The error stems from _transform_audio_buffer
in StreamedAudioResult
class.
Debug information
- Agents SDK version:
0.3.2
- Python version
3.13
- Numpy
2.3.3
- elevenlabs
2.16.0
Repro steps
To run this script, you will need ElevenLabs API key.
Audio format requested: MP3 with sample rate 44100 and bit rate of 96.
When an additional byte is added in case when chunk length is odd, the error disappears.
# voice.py
import asyncio
from collections.abc import AsyncIterator
import os
import numpy as np
from typing import Final
from agents.voice import (
TTSModelSettings,
VoicePipelineConfig
)
from agents.voice.events import (
VoiceStreamEventAudio,
VoiceStreamEventError,
VoiceStreamEventLifecycle,
)
from agents.voice import TTSModel, TTSModelSettings
from agents.voice.result import StreamedAudioResult
from elevenlabs.client import ElevenLabs
from datetime import datetime
from dotenv import load_dotenv
load_dotenv()
ELEVEN_MULTILINGUAL_V2: Final[str] = "eleven_multilingual_v2"
# just a random voice to use for the example
DEFAULT_VOICE: Final[str] = "21m00Tcm4TlvDq8ikWAM"
class ElevenlabsModel(TTSModel):
"""A text-to-speech model that can convert text into audio output."""
def __init__(
self,
) -> None:
super().__init__()
self._elevenlabs = ElevenLabs(api_key=os.getenv("ELEVENLABS_API_KEY")) # provide your ElevenLabs API key
@property
def model_name(self) -> str:
"""The name of the TTS model."""
return ELEVEN_MULTILINGUAL_V2
def run(self, text: str, settings: TTSModelSettings) -> AsyncIterator[bytes]:
"""Given a text string, produces a stream of audio bytes.
Args:
text: The text to convert to audio.
Returns:
An async iterator of audio bytes.
"""
voice_id = DEFAULT_VOICE
output_format = "mp3_44100_96" # MP3 with sample rate 44100 and bit rate of 96
async def _async_stream() -> AsyncIterator[bytes]:
stream = self._elevenlabs.text_to_speech.stream(
text=text,
output_format=output_format,
voice_id=voice_id,
model_id=self.model_name,
language_code=None,
)
cur_chunk: bytes = bytes()
for chunk in stream:
if len(cur_chunk) > 0:
yield cur_chunk
await asyncio.sleep(0)
cur_chunk = bytes(chunk)
if len(cur_chunk) > 0:
if len(cur_chunk) % 2 != 0:
print(f"Warning: Final chunk has odd length {len(cur_chunk)}, padding")

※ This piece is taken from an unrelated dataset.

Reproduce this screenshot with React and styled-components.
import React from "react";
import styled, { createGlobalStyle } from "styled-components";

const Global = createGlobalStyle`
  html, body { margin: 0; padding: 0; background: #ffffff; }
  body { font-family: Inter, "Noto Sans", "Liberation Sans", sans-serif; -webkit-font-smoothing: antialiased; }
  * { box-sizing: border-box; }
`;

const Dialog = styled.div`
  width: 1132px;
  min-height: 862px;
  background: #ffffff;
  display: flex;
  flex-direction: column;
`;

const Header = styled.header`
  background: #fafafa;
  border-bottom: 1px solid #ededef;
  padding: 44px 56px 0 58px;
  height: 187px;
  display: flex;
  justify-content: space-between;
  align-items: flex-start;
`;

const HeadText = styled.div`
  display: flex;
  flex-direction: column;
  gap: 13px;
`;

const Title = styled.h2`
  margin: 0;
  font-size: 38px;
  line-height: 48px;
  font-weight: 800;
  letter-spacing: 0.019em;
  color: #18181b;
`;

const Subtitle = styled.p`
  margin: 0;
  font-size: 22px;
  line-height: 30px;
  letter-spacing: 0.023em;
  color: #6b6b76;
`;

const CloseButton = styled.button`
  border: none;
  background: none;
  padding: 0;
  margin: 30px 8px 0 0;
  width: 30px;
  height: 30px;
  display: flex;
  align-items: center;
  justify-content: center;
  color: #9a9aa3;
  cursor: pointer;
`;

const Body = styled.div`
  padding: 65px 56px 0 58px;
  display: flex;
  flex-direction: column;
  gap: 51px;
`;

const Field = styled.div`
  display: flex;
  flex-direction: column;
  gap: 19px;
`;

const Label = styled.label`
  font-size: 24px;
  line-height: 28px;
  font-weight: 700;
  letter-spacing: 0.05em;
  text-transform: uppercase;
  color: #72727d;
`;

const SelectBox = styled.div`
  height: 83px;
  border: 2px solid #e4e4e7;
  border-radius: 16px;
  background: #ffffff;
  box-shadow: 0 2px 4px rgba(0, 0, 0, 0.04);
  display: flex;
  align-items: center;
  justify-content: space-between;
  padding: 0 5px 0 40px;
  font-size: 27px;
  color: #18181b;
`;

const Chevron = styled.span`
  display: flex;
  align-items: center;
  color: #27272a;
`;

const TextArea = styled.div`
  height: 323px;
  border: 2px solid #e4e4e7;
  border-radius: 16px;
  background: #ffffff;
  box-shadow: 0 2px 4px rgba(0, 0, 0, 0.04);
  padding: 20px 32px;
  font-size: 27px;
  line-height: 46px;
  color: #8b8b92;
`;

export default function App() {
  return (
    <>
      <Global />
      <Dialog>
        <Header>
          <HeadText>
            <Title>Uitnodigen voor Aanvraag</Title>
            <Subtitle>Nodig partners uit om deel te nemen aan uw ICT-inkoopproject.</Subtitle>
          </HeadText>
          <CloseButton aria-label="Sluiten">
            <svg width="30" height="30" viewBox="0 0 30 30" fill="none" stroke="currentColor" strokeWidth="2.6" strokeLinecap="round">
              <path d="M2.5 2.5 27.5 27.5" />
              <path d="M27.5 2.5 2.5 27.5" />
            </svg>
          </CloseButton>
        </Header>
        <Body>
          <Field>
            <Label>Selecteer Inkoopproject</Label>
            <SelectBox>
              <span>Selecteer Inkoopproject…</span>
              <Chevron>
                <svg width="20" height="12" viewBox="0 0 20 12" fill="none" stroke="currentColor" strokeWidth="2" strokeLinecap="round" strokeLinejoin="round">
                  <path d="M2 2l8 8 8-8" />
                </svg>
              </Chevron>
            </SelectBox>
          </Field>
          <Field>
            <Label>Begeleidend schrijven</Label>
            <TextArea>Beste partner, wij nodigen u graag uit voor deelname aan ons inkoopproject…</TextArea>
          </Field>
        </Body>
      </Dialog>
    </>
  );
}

# cur_chunk += b"\x00" # If we pad with zero byte, the error disappears
yield cur_chunk
return _async_stream()
async def main():
output = StreamedAudioResult(
ElevenlabsModel(),
TTSModelSettings(),
VoicePipelineConfig(),
)
# Pick a filename in the current directory (timestamped to avoid overwrites)
filename = f"tts_{datetime.now().strftime('%Y%m%d_%H%M%S')}.mp3"
path = os.path.join(os.getcwd(), filename)
# Play the audio stream as it comes in
await output._add_text(""""Hey, how are you doing today?""")
await output._turn_done()
await output._done()
with open(path, "wb") as f:
async for event in output.stream():
match event:
case VoiceStreamEventAudio():
byte_data = np.ascontiguousarray(event.data).tobytes()
f.write(byte_data) # raw MP3 bytes
case VoiceStreamEventLifecycle():
print(event.event)
case VoiceStreamEventError():
print(event.error)
break
case _:
break
if __name__ == "__main__":
asyncio.run(main())
Error Stack
Error streaming audio: buffer size must be a multiple of element size
Traceback (most recent call last):
File "voice.py", line 107, in <module>
asyncio.run(main())
File "<python stdlib>/asyncio/runners.py", line 195, in run
return runner.run(main)
File "<python stdlib>/asyncio/runners.py", line 118, in run
return self._loop.run_until_complete(task)
File "<python stdlib>/asyncio/base_events.py", line 719, in run_until_complete
return future.result()
File "voice.py", line 92, in main
await output._turn_done()
File "<site-packages>/agents/voice/result.py", line 201, in _turn_done
await asyncio.gather(*self._tasks)
File "<site-packages>/agents/voice/result.py", line 168, in _stream_audio
raise e
File "<site-packages>/agents/voice/result.py", line 139, in _stream_audio
audio_np = self._transform_audio_buffer(buffer, self.tts_settings.dtype)
File "<site-packages>/agents/voice/result.py", line 91, in _transform_audio_buffer
np_array = np.frombuffer(b"".join(buffer), dtype=np.int16)
ValueError: buffer size must be a multiple of element size
Expected behavior
Audio should play without errors regardless of parity of bytes.